Lovell considers himself a musician foremost: "I don't consider myself a producer the way Castell and the rest of those guys are. I mean, that's what they do. I'm just dabbling with it, a tech-dweeb guy who likes to twirl knobs and stuff.
"I just wanted to help some friends," he adds. "It's a way to give back a little, a way to share the wealth, so to speak." He pauses. "You know, I needed a way to stay around music, but I didn't want to go out and play drums with every band in town like Michael Jerome," he adds with a laugh, taking a gentle jab at his fellow COE drummer.
With the band finally adding a couple of tracks on their forever-upcoming album, Lovell no longer has to dabble with producing others to be around music. But don't tell the locals that. "I can't really do anything right now, because we need the studio," he says. "But people keep calling me--I guess I've taken on more than I thought. It's weird to be in a position where people really want your help, but you can't do anything about it."
--Scott Kelton Jones
"I'm sort of the 'cut-rate recording guy,'" Sam McCall says, explaining his penchant for working with untried talent. "A lot of the bands that come to me have never recorded before, and so I end up having to help them define their sound--at least, their recorded sound."
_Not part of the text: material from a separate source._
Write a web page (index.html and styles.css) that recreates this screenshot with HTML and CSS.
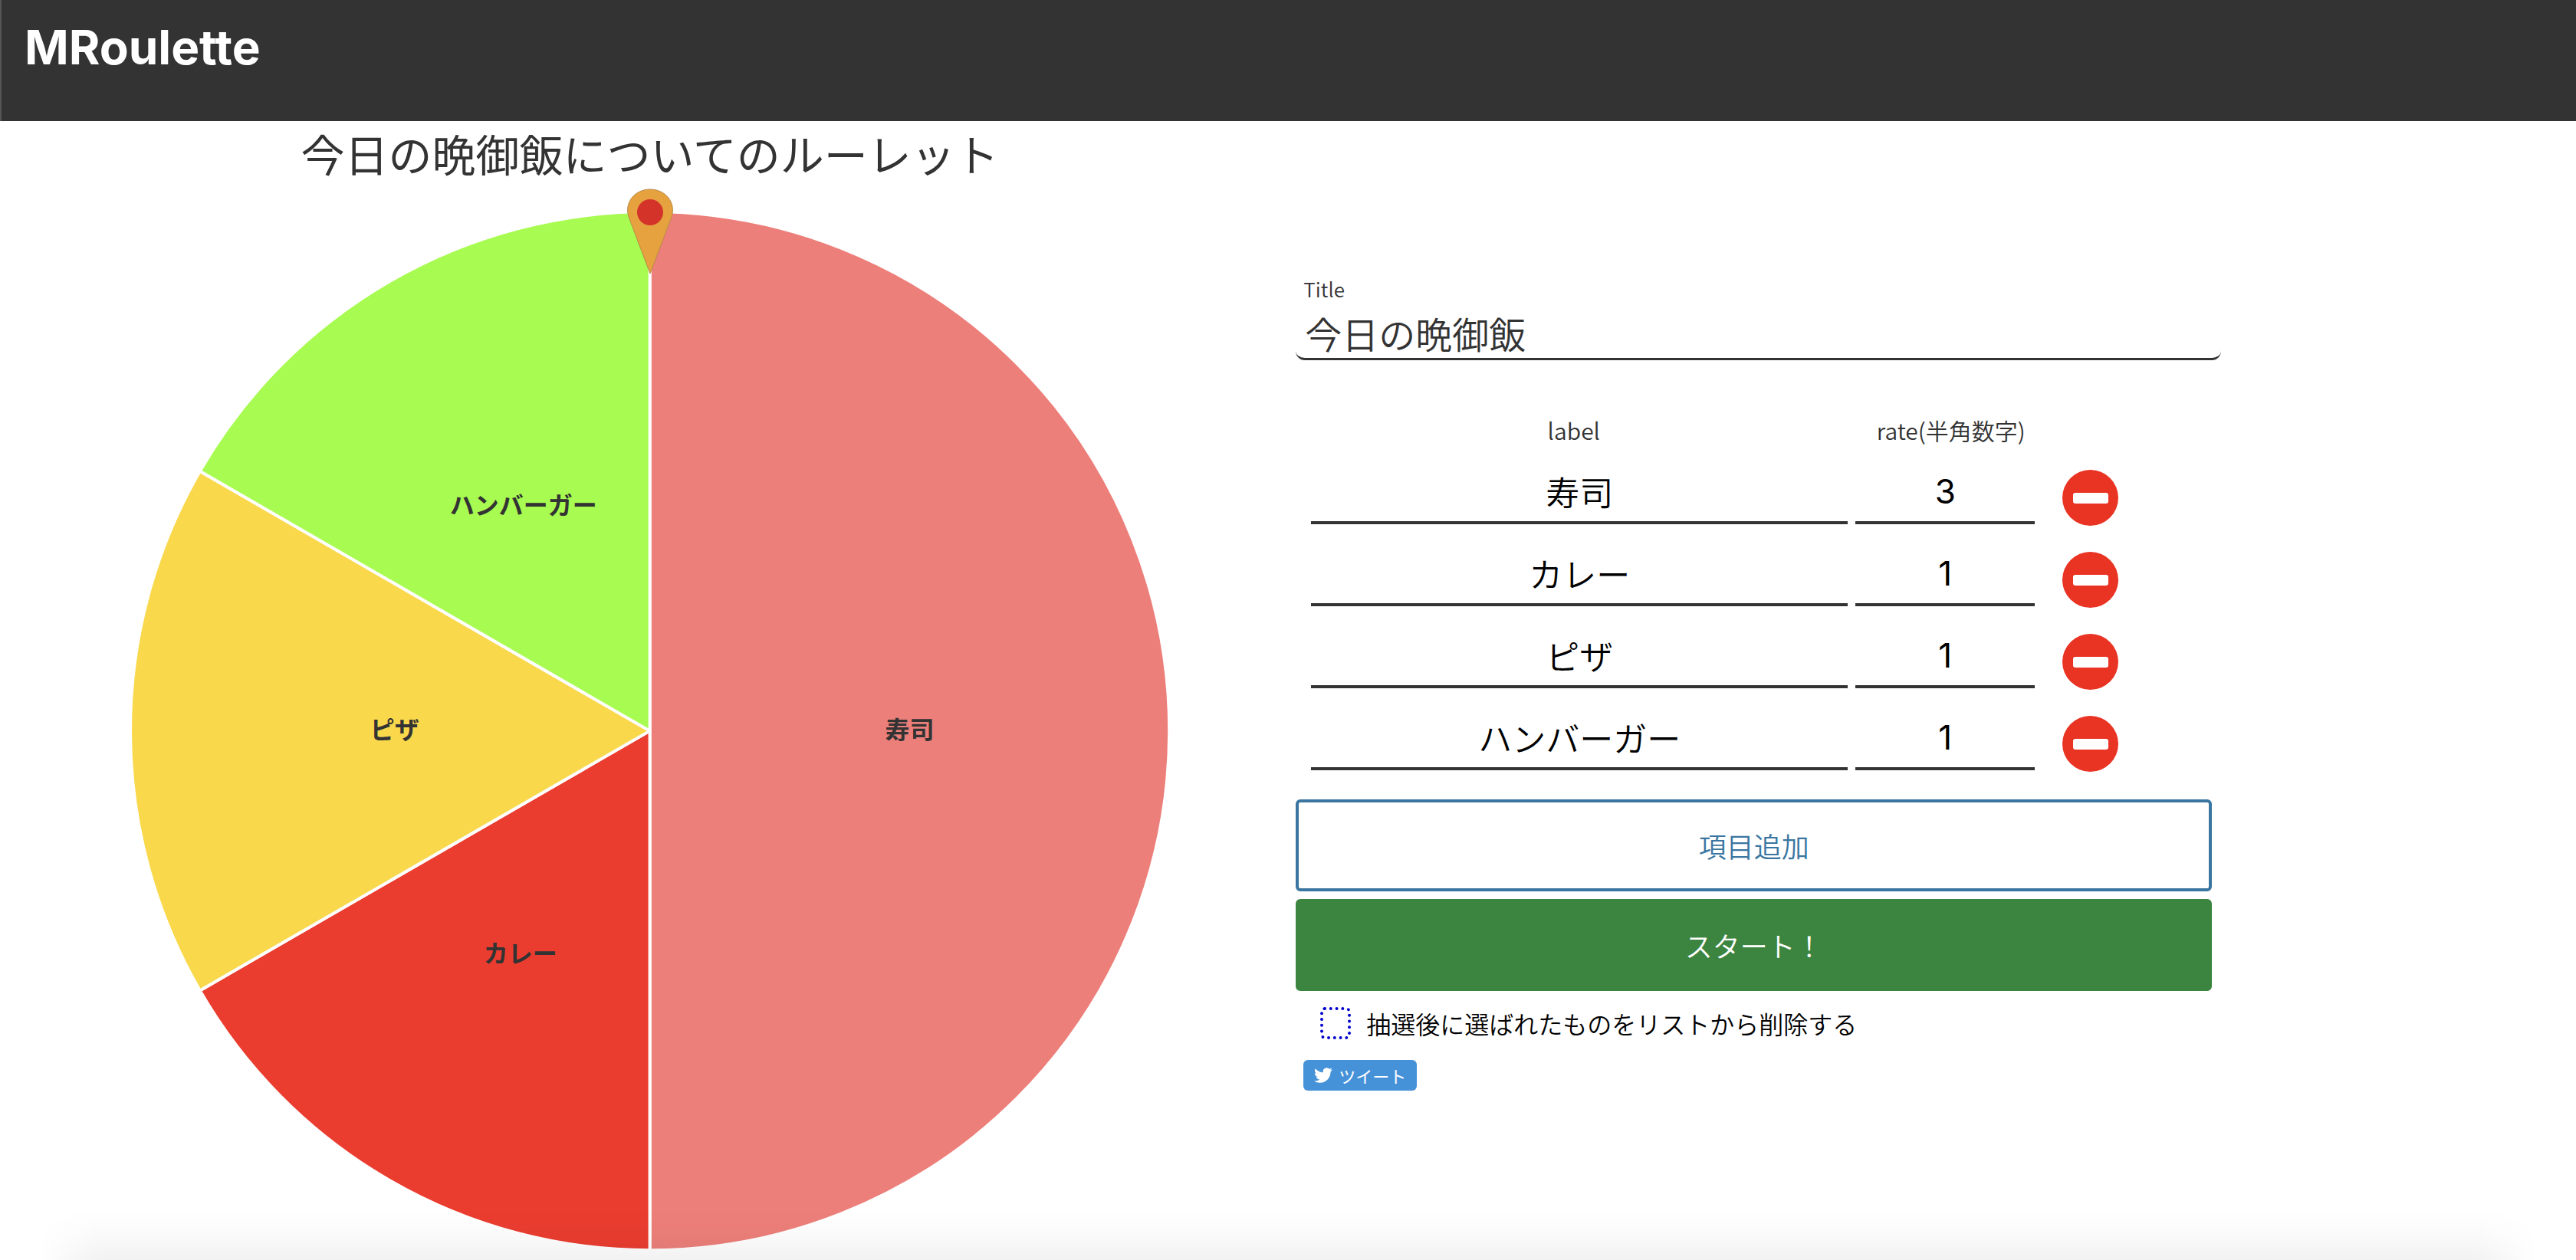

For the past five years in Denton's music community, McCall has become known for something other than playing bass for Brutal Juice: You went to him when your cash-strapped band needed a quality recording. It's an invaluable service to UNT student budgets; a McCall recording, usually recorded in an old house near the UNT campus, is renowned for quality approaching that of an expensive studio. The one band that tested the limits of his low-cost, low-tech values was The Grown-Ups, McCall recalls. "I just had a little eight-track, and they had so many instruments. They were a bunch of young kids with a lot of enthusiasm, and it was fun getting all of that onto tape," he says, sounding surprised. "I'm really proud of that 10-inch that they put out on Direct Hit."